Douglas Rain, HAL 9000's voice in '2001: A Space Odyssey,' has died. He was 90.

"I'm sorry, Dave, I'm afraid I can't do that."

Douglas Rain, the actor who performed the voice of the computer Hal 9000 in Stanley Kubrick's film '2001: A Space Odyssey,' has died. He was 90 years old.

A transcript of the '2001' voice recording session in the Stanley Kubrick archives at the University of the Arts, London shows that Kubrick didn't give much direction to Rain, just a few brief notes like this:

— "Sound a little more like it's a peculiar request."

— "A little more concerned."

— "Just try it closer and more depressed."

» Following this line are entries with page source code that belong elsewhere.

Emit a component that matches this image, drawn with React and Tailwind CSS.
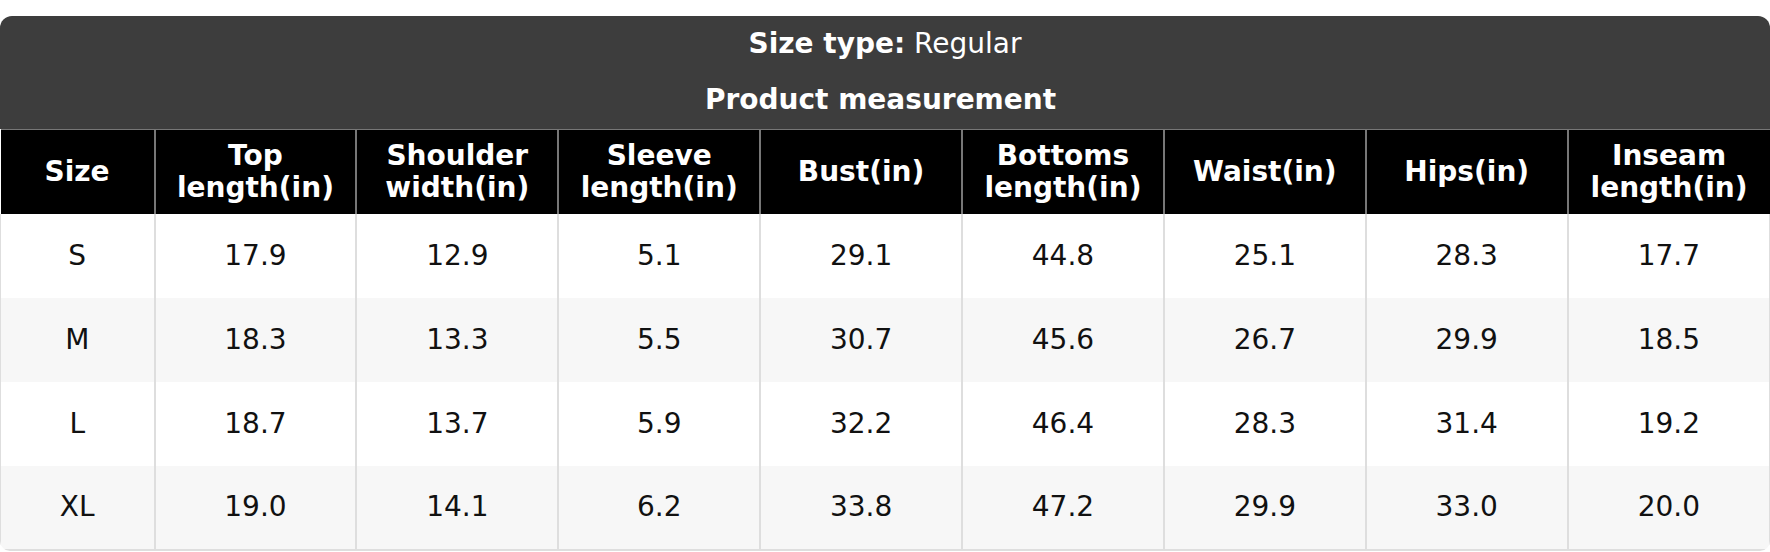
const headers = [
    ["Size"],
    ["Top", "length(in)"],
    ["Shoulder", "width(in)"],
    ["Sleeve", "length(in)"],
    ["Bust(in)"],
    ["Bottoms", "length(in)"],
    ["Waist(in)"],
    ["Hips(in)"],
    ["Inseam", "length(in)"],
];

const rows = [
    ["S", "17.9", "12.9", "5.1", "29.1", "44.8", "25.1", "28.3", "17.7"],
    ["M", "18.3", "13.3", "5.5", "30.7", "45.6", "26.7", "29.9", "18.5"],
    ["L", "18.7", "13.7", "5.9", "32.2", "46.4", "28.3", "31.4", "19.2"],
    ["XL", "19.0", "14.1", "6.2", "33.8", "47.2", "29.9", "33.0", "20.0"],
];

const SizeTable = () => {
    return <div className="w-[1770px] pt-4 bg-white" style={{fontFamily: '"DejaVu Sans", "Liberation Sans", sans-serif'}}>
        <div className="rounded-t-[12px] rounded-b-[10px] overflow-hidden">
            <div className="bg-[#3d3d3d] text-white text-center text-[28px] leading-[32px] pt-[12px] pb-[13px]">
                <div><span className="font-bold">Size type:</span> Regular</div>
                <div className="mt-[24px] pr-[9px] font-bold">Product measurement</div>
            </div>
            <table className="w-full table-fixed border-collapse text-[28px] leading-[32px]">
                <colgroup>
                    <col className="w-[154px]"/>
                    {headers.slice(1).map((h, i) => <col key={i}/>)}
                </colgroup>
                <thead>
                <tr className="bg-black text-white border-t border-[#777]">
                    {headers.map((h, i) => (
                        <th key={i}
                            className={"h-[84px] p-0 font-bold text-center align-middle " + (i > 0 ? "border-l-2 border-[#777]" : "")}>
                            {h.map((line, j) => <div key={j}>{line}</div>)}
                        </th>
                    ))}
                </tr>
                </thead>
                <tbody>
                {rows.map((row, r) => (
                    <tr key={r} className={r % 2 === 1 ? "bg-[#f7f7f7]" : "bg-white"}>
                        {row.map((cell, c) => (
                            <td key={c}
                                className={"h-[84px] p-0 text-center align-middle text-[#111] " +
                                    (c > 0 ? "border-l-2 border-[#dedede] " : "border-l border-[#dedede] ") +
                                    (c === row.length - 1 ? "border-r border-[#dedede] " : "") +
                                    (r === rows.length - 1 ? "border-b-2 border-b-[#dedede]" : "")}>
                                {cell}
                            </td>
                        ))}
                    </tr>
                ))}
                </tbody>
            </table>
        </div>
    </div>
}

export default function App() {
    return <SizeTable/>;
}
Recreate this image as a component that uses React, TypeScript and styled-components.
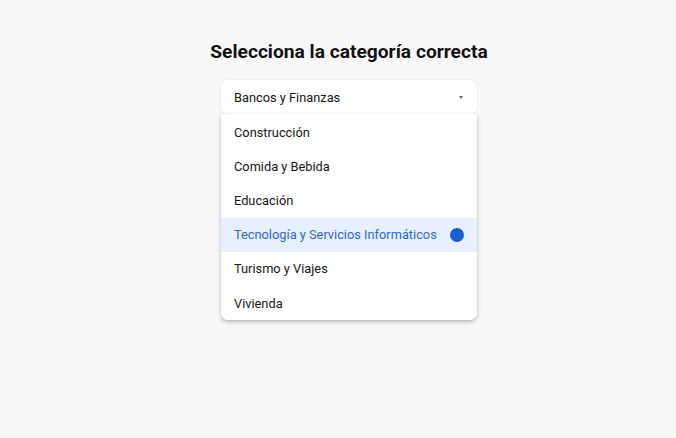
import React from "react";
import styled, { createGlobalStyle } from "styled-components";

const Global = createGlobalStyle`
  html, body { margin: 0; padding: 0; background: #f8f8f8; }
  body { font-family: Roboto, "Noto Sans", sans-serif; color: #1c1c1c; }
`;

const Page = styled.div`
  display: flex;
  flex-direction: column;
  align-items: center;
  padding: 40px 0 0 22px;
  min-height: 438px;
  box-sizing: border-box;
`;

const Title = styled.h1`
  margin: 0 0 16px;
  font-size: 19.2px;
  font-weight: 700;
  line-height: 24px;
  color: #111;
`;

const Field = styled.div`
  position: relative;
  width: 256px;
`;

const Trigger = styled.div`
  height: 34px;
  box-sizing: border-box;
  display: flex;
  align-items: center;
  justify-content: space-between;
  padding: 0 14px 0 13px;
  background: #fff;
  border-radius: 7px;
  box-shadow: 0 0 2px rgba(0, 0, 0, 0.12);
  font-size: 12.8px;
  color: #161616;
`;

const Caret = styled.span`
  width: 0;
  height: 0;
  border-left: 2.5px solid transparent;
  border-right: 2.5px solid transparent;
  border-top: 3px solid #666;
`;

const Menu = styled.ul`
  position: absolute;
  top: 34px;
  left: 0;
  right: 0;
  margin: 0;
  padding: 1px 0 0;
  list-style: none;
  background: #fff;
  border-radius: 0 0 7px 7px;
  box-shadow: 0 2px 5px rgba(0, 0, 0, 0.22), 0 1px 2px rgba(0, 0, 0, 0.1);
  overflow: hidden;
`;

const Item = styled.li<{ $active?: boolean }>`
  height: 34.2px;
  display: flex;
  align-items: center;
  justify-content: space-between;
  padding: 0 13px;
  font-size: 12.8px;
  white-space: nowrap;
  color: ${(p) => (p.$active ? "#2f6bc8" : "#161616")};
  background: ${(p) => (p.$active ? "#e8f0fd" : "#fff")};
`;

const Dot = styled.span`
  flex: none;
  width: 14px;
  height: 14px;
  border-radius: 50%;
  background: #1a5fcf;
`;

const items = [
  "Construcción",
  "Comida y Bebida",
  "Educación",
  "Tecnología y Servicios Informáticos",
  "Turismo y Viajes",
  "Vivienda",
];

export default function App() {
  return (
    <>
      <Global />
      <Page>
        <Title>Selecciona la categoría correcta</Title>
        <Field>
          <Trigger>
            <span>Bancos y Finanzas</span>
            <Caret />
          </Trigger>
          <Menu>
            {items.map((it, i) => (
              <Item key={it} $active={i === 3}>
                <span>{it}</span>
                {i === 3 && <Dot />}
              </Item>
            ))}
          </Menu>
        </Field>
      </Page>
    </>
  );
}
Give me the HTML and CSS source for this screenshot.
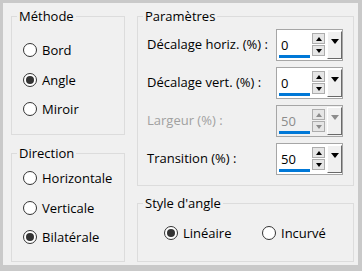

From an archival New York Times article about the story that led to Rain being cast as the computer's voice in '2001' ---

The "2001" historian David Larson said that "Kubrick came up with the final HAL voice very late in the process. It was determined during '2001' planning that in the future the large majority of computer command and communication inputs would be via voice, rather than via typewriter."

But artificial intelligence was decades from a convincing facsimile of a human voice — and who was to say how a computer should sound anyway?

To play HAL, Kubrick settled on Martin Balsam, who had won the best supporting actor Oscar for "A Thousand Clowns." Perhaps there was a satisfying echo that appealed to Kubrick — both were from the Bronx and sounded like it.